## Stated exercise
Extract each line holding the word "TypeScript" from the entries.

## Given data
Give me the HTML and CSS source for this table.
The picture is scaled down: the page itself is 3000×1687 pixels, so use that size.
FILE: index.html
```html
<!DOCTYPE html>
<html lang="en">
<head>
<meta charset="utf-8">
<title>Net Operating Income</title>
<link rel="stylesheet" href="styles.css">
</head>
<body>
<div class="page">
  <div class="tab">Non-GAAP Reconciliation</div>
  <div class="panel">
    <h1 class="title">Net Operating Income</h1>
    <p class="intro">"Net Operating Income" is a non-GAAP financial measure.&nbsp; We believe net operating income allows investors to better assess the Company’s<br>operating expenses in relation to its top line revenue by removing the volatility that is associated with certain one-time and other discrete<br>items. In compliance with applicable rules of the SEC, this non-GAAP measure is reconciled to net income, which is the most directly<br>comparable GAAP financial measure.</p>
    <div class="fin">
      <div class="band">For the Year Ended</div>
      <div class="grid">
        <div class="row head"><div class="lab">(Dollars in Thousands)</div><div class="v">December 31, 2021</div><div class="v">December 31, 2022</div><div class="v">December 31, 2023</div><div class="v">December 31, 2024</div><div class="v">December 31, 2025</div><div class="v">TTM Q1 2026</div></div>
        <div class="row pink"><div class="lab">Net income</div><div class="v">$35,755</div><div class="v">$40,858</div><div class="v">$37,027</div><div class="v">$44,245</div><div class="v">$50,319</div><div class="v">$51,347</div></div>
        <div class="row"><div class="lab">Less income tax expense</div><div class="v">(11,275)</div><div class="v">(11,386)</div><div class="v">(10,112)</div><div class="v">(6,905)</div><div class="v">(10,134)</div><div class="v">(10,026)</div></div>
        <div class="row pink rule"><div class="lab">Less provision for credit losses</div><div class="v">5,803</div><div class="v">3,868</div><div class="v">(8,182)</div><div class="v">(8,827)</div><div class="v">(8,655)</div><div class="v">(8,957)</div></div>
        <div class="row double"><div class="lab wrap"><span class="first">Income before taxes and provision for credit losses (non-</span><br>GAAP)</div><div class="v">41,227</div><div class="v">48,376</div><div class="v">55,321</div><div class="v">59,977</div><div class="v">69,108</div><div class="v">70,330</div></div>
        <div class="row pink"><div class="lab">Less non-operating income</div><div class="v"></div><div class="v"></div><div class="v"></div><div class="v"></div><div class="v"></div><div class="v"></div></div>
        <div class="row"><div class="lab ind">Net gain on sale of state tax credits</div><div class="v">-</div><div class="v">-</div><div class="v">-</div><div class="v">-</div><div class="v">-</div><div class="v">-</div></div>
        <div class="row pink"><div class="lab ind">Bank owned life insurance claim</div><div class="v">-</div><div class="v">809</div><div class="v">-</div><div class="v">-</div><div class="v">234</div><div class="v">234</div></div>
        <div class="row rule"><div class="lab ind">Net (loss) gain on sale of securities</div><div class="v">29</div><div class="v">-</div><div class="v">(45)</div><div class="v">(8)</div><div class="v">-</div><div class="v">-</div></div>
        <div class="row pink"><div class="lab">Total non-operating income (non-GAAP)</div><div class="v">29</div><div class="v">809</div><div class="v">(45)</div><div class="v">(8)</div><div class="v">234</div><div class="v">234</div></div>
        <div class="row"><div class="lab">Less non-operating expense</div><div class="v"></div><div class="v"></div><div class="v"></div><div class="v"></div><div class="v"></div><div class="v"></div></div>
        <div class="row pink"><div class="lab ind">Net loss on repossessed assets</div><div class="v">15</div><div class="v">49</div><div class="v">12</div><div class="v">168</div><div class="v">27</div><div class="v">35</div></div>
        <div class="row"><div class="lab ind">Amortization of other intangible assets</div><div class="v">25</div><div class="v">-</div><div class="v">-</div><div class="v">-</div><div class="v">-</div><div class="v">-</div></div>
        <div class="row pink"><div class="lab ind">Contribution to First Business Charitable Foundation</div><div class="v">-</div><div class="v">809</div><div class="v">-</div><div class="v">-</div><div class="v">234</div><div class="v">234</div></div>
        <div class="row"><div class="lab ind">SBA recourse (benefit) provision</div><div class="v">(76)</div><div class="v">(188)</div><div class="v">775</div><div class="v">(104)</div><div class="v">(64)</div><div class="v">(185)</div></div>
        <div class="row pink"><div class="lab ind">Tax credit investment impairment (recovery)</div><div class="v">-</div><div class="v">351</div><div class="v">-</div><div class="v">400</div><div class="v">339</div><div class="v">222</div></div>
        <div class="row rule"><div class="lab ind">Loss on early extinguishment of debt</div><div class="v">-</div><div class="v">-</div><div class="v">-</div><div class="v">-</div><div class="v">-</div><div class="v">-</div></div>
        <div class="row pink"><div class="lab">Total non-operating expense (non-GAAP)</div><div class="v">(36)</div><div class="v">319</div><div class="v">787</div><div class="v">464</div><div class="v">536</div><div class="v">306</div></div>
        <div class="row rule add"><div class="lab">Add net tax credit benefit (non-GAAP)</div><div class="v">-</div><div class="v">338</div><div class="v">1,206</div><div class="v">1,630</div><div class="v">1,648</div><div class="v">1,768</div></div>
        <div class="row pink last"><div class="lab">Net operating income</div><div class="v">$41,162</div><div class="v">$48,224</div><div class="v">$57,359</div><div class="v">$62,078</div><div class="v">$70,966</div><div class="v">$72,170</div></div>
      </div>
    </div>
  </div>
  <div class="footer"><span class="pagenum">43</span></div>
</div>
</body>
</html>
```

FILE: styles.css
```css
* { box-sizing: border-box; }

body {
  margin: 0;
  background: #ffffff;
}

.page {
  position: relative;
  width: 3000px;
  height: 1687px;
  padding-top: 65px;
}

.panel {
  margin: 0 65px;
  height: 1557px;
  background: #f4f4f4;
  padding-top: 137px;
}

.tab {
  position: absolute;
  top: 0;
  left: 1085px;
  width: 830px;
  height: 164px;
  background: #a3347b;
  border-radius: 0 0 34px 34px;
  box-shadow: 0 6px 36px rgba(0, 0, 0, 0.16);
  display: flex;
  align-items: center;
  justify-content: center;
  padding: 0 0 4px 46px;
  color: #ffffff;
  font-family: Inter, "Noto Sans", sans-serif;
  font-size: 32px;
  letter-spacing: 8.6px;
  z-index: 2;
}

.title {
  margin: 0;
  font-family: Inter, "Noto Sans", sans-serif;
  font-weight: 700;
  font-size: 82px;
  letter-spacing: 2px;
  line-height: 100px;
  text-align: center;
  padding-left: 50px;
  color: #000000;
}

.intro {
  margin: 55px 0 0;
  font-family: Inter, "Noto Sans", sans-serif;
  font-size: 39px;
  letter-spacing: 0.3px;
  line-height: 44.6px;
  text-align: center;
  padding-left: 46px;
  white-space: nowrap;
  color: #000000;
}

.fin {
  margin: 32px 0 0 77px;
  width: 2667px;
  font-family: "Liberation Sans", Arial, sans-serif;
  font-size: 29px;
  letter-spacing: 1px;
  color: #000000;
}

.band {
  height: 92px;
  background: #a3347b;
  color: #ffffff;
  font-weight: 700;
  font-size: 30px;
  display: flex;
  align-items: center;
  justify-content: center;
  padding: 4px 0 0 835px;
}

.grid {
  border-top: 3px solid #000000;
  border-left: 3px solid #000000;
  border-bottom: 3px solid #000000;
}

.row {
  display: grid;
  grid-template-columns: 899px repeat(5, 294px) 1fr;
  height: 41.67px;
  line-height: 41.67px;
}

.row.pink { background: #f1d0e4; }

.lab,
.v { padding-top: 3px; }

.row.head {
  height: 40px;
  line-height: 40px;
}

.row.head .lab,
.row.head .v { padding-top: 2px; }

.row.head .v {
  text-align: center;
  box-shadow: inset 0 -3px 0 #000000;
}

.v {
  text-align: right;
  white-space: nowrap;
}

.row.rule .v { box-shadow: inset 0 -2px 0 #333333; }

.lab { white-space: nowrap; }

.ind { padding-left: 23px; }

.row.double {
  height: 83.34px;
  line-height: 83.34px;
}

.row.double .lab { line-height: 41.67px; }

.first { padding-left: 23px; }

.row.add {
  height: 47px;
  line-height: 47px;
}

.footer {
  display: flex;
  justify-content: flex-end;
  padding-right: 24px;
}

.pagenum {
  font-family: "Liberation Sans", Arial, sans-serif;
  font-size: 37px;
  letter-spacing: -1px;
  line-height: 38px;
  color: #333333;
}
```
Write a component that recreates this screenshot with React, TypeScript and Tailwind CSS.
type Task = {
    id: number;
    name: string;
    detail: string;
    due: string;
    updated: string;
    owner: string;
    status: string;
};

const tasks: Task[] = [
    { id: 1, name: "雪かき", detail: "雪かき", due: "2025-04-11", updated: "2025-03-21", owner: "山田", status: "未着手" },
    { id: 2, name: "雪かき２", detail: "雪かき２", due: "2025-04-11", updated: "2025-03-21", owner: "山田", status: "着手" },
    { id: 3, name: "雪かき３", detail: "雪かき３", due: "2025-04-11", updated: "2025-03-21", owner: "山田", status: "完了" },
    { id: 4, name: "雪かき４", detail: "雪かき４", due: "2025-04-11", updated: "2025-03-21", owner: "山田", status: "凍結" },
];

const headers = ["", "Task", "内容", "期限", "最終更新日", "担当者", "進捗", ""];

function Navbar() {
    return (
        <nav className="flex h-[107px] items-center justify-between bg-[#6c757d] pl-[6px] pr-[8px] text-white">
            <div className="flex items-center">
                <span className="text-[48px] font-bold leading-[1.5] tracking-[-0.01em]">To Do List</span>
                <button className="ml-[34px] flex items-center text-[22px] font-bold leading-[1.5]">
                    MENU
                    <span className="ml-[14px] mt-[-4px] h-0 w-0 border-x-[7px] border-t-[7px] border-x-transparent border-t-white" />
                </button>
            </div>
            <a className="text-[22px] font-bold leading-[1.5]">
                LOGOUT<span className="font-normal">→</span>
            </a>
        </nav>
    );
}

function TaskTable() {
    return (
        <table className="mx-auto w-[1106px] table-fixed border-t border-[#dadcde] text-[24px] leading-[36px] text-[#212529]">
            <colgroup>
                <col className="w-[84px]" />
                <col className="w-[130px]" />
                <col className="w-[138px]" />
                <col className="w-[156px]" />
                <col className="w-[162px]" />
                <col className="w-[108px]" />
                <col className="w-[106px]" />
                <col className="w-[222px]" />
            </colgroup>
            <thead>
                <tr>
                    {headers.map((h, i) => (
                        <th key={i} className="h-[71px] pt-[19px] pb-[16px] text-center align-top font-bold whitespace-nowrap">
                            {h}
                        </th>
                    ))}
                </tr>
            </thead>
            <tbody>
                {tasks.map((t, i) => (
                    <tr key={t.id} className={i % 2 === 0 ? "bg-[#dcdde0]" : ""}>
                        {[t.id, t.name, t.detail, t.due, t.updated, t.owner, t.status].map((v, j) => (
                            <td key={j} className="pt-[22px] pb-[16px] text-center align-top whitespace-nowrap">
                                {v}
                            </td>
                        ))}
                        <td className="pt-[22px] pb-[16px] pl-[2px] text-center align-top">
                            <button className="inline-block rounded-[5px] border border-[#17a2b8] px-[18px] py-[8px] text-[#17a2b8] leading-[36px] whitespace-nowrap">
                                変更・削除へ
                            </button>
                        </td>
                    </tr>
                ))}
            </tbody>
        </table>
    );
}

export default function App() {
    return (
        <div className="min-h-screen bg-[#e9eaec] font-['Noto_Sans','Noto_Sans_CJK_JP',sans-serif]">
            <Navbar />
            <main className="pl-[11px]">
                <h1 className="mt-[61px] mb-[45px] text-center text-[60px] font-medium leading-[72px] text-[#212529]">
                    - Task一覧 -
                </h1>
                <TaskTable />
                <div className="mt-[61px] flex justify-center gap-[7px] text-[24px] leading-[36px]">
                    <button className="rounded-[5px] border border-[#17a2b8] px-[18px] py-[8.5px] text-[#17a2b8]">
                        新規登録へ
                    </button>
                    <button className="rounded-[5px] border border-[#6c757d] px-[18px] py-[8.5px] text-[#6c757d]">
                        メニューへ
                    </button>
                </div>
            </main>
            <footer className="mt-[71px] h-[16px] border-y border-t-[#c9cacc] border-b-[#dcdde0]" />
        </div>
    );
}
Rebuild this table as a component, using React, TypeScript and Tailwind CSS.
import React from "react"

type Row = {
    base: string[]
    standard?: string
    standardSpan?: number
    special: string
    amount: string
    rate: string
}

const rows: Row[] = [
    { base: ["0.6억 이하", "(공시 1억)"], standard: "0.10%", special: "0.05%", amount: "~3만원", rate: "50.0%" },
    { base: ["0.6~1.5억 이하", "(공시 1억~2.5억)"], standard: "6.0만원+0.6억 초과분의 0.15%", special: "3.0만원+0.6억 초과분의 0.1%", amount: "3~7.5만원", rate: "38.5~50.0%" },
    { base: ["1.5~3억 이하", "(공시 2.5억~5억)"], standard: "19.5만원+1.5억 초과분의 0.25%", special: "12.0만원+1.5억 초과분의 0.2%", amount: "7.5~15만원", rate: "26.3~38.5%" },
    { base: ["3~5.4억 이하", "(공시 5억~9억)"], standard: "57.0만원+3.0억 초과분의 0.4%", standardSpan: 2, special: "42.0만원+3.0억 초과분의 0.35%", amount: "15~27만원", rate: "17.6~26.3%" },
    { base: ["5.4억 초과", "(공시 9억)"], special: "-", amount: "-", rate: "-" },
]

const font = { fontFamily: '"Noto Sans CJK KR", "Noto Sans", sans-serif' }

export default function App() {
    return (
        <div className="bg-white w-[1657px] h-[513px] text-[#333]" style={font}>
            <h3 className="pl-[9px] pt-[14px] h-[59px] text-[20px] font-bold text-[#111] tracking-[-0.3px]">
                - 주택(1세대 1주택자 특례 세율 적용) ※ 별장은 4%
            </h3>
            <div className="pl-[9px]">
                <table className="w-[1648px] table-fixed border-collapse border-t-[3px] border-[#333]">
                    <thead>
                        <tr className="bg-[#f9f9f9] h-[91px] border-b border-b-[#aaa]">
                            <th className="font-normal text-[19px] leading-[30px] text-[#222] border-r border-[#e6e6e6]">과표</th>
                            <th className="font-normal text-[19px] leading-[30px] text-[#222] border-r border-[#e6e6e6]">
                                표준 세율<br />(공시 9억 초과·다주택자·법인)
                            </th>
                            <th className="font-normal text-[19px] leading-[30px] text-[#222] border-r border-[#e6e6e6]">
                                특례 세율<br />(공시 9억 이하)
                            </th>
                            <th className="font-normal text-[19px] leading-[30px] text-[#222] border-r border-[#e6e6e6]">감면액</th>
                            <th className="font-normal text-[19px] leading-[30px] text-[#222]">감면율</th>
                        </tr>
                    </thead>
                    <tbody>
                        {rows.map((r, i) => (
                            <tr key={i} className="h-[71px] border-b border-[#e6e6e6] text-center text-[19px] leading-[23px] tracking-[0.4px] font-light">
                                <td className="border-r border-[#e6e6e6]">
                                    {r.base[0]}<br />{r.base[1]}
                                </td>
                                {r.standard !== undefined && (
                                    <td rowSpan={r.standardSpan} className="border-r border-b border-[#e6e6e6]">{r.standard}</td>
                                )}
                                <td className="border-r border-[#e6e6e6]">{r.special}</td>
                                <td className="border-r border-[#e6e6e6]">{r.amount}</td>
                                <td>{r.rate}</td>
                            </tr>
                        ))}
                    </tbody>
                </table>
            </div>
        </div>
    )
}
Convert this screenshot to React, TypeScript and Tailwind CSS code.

## Output of the task
Write a component that recreates this screenshot with React, TypeScript and Tailwind CSS.
Rebuild this table as a component, using React, TypeScript and Tailwind CSS.
Convert this screenshot to React, TypeScript and Tailwind CSS code.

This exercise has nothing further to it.